U.S. Equal Employment Opportunity Commission
Property Manager Fired Because of Her Age, Federal Agency Charged
DALLAS – An Irving, Texas developer of housing facilities has agreed to pay $50,000 and furnish other relief to settle an age discrimination and retaliation lawsuit brought by the U.S. Equal Employment Opportunity Commission (EEOC), the agency announced today.
The EEOC had charged that Collegiate Development Services’ director of market research expressed to the assistant property manager that property manager Velda (“Charlie”) Poole, 62 years of age, was too old to connect with the college-age residents. When Poole learned of the age-based comment and informed higher management, she was fired within weeks. The assistant manager, Sarah Jones, objected to the firing of Poole only to be terminated herself in retaliation, the EEOC said.

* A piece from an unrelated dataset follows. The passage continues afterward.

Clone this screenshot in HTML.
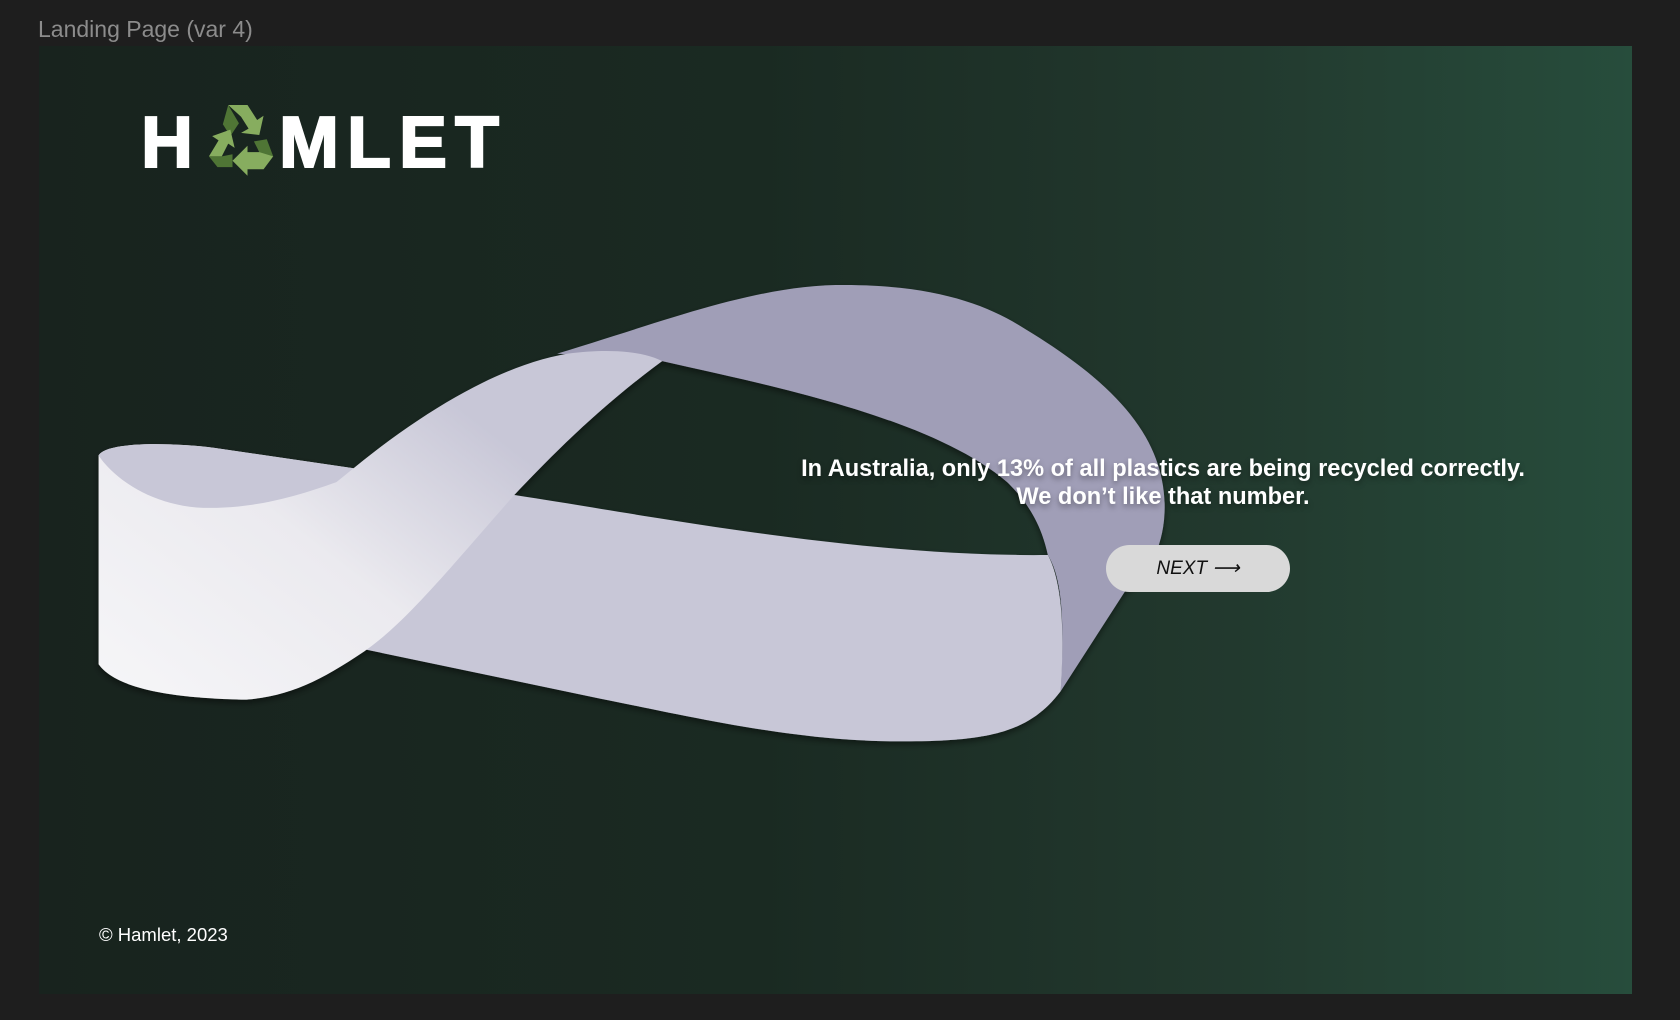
<!DOCTYPE html>
<html><head><meta charset="utf-8"><style>
html,body{margin:0;padding:0;width:1680px;height:1020px;overflow:hidden;background:#1e1e1e;font-family:"Liberation Sans",sans-serif}
.title{position:absolute;left:38px;top:16px;font-size:23px;color:#8c8c8c}
.frame{position:absolute;left:39px;top:46px;width:1593px;height:948px;background:linear-gradient(90deg,#18231e 0%,#1a2a22 45%,#22392e 75%,#274d3c 100%);overflow:hidden}
svg.art{position:absolute;left:0;top:0}
.logo{position:absolute;left:141px;top:106px;font-weight:bold;font-size:72px;color:#fff;letter-spacing:8px;line-height:74px;-webkit-text-stroke:2px #fff}
.msg{position:absolute;left:753px;width:820px;top:455px;text-align:center;color:#fff;font-weight:bold;font-size:23.6px;line-height:28px;text-shadow:0 3px 6px rgba(0,0,0,.35)}
.btn{position:absolute;left:1106px;top:545px;width:184px;height:47px;border-radius:24px;background:#d9d9d9;color:#111;font-style:italic;font-size:19px;line-height:47px;text-align:center}
.copy{position:absolute;left:99px;top:924px;color:#fff;font-size:18.5px}
</style></head><body>
<div class="title">Landing Page (var 4)</div>
<div class="frame"></div>
<svg class="art" width="1680" height="1020" viewBox="0 0 1568 952">
<defs>
<linearGradient id="w" x1="0" y1="1" x2="1" y2="0.2">
<stop offset="0" stop-color="#f6f6f8"/><stop offset="0.45" stop-color="#ebeaef"/><stop offset="0.8" stop-color="#c8c7d7"/></linearGradient>
<filter id="sh" x="-10%" y="-10%" width="120%" height="130%"><feDropShadow dx="0" dy="3" stdDeviation="3" flood-color="#000" flood-opacity=".45"/></filter>
</defs>
<g filter="url(#sh)">
<path fill="#a09eb7" d="M520,330 C620,300 700,268 780,266 C860,265 910,280 945,300 C1030,350 1085,400 1087,470 C1088,510 1070,540 1050,552 L990,645 C992,600 995,545 978,518 C970,480 950,460 940,450 C870,390 720,360 618,337 Z"/>
<path fill="#c8c7d7" d="M480,462 C600,480 800,520 978,518 C995,550 992,610 990,645 C960,685 920,692 840,692 C740,692 640,668 560,652 L340,606 L380,530 Z"/>
<path fill="url(#w)" d="M92,425 C100,412 160,413 200,418 L330,437 C400,380 470,340 530,330 C570,325 600,328 618,337 C560,380 520,420 480,462 C420,530 380,580 340,608 C300,635 270,650 230,653 C170,652 110,645 92,620 Z"/>
<path fill="#c8c7d7" d="M92,425 C100,412 160,413 200,418 L330,437 L314,450 C280,462 240,475 190,474 C140,472 105,445 92,425 Z"/>
</g>
<g transform="translate(225,128)">
<path fill="#87ad5f" d="M-12,-30 L6,-30 L15,-16 L21,-20 L17,-2 L0,-4 L7,-8 L0,-19 Z"/>
<path fill="#4f7535" d="M-12,-30 L-2,-13 L-10,-1 L-17,-12 Z"/>
<path fill="#87ad5f" d="M-30,18 L-21,3 L-27,-1 L-10,-7 L-6,10 L-12,6 L-18,18 Z"/>
<path fill="#4f7535" d="M-30,18 L-22,28 L-8,28 L-8,16 L-18,18 Z"/>
<path fill="#87ad5f" d="M30,18 L21,30 L6,30 L6,36 L-8,22 L6,8 L6,14 L17,14 L14,6 Z"/>
<path fill="#4f7535" d="M30,18 L24,2 L12,4 L17,14 Z"/>
</g>
</svg>
<div class="logo">H<span style="display:inline-block;width:78px"></span>MLET</div>
<div class="msg">In Australia, only 13% of all plastics are being recycled correctly.<br>We don’t like that number.</div>
<div class="btn">NEXT ⟶</div>
<div class="copy">© Hamlet, 2023</div>
</body></html>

Discriminating against an individual because of his or her age violates the Age Discrimination in Employment Act (ADEA). The EEOC filed suit lawsuit (Civil Action No. 1-10-cv-232-J) in U.S. District Court for the Northern District of Texas, Amarillo Division after first attempting to reach a pre-litigation settlement through its conciliation process.
“Discriminatory assumptions about age in today’s workplaces only serve to limit an employer’s ultimate breadth of business potential,” said Robert Canino, regional attorney for the EEOC’s Dallas Office. “Punishing people for standing up to prejudice and thus depriving them of their earnings, despite demonstrated performance, takes unlawful conduct from bad to worse.”
A consent decree settling the suit was signed by U.S. District Court Judge Mary Lou Robinson on August 2, 2011. In it, the company is to pay $50,000 to the victims and to provide training to managers and supervisors on equal employment opportunity (EEO) policies and procedures, including on age discrimination and retaliation. The company is also required to establish and enforce a written policy and procedure that will ensure protections and fair treatment for employees.
EEOC Senior Trial Attorney William C. Backhaus said, “Employers must avoid the stereotyping of managers as well as non-management employees with preconceived notions about age. This employer wrongly assumed that Ms. Poole’s age interfered with her ability to connect with younger student residents. To the contrary, our information showed that the students greatly appreciated Ms. Poole.”
The EEOC is responsible for enforcing federal laws prohibiting employment discrimination. Further information about the EEOC is available on its web site at www.eeoc.gov.